Journalists, broadsheet papers and magazines have a duty to widen their coverage, to review and write about all books not just the literary, niche non-fiction titles. Whether a book is reviewed or featured, for good or bad, implies that this book is worthy of note, this book was worthy of editorial space. Making a conscious effort to widen book coverage is a win-win situation, inviting readers in, establishing a larger audience, rather than pushing them away. Visibility is supreme and the media, and journalists, are key in upholding this principle.
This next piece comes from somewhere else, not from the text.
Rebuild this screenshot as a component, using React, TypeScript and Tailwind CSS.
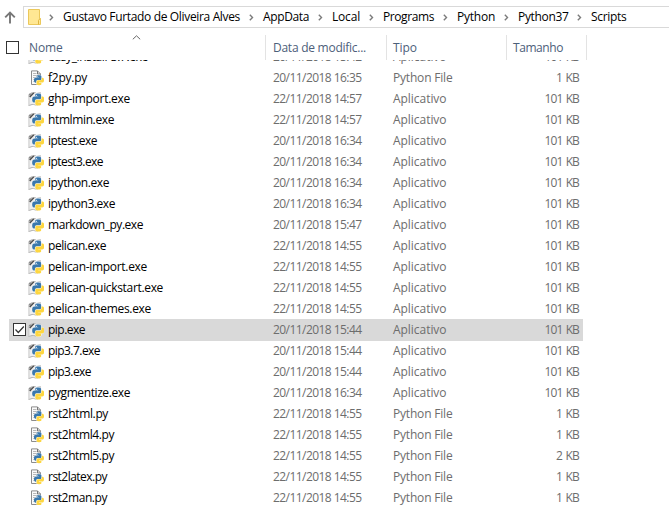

The publishing industry loves an adjective, a tagline and categorisation. The issue is with categorisation, especially regarding fiction and the designations “literary fiction” and “commercial fiction”. The Cambridge dictionary defines “literary” as “literature (=written artistic works, especially those with a high and lasting artistic value)” whereas “commercial” is defined as “related to making money by buying and selling things”. The synonyms for “literary” include “learned”, “intellectual”, “academic” and “erudite” whereas for “commercial” they include “corporate”, “marketable”, “mass-market” and “saleable”. It is impossible that a valuation is not then inherent in the marketing of said book and the reader. Admittedly, this is one example but an important one. The way we talk about, market and write about books confers value and this value should not become an objective marker of worth, the value should be subjective to the reader. The publishing industry is a business built on the effect of words and so the words it uses should be equally important.
The freedom of being able to read according to personal preference is a powerful thing, it is agency in a very pure form. The appetite for reading and books is as strong as ever — according to Nielsen data, “fiction returned its biggest ever haul (since records began), and its largest ever slice of the market (26%)” in 2022, wrote The Bookseller’s Philip Jones. This is a sign of people not only exercising their choice to read but to read widely.
Reading is a subjective activity, bound by personal taste, and it is also an intimate one. Invading this space with prejudice and snobbery corrupts the choice in such a matter. Whether something is “highbrow” or “lowbrow” should not be an issue and these labels ought to be made redundant; it is if books are being picked up, freely, that matters.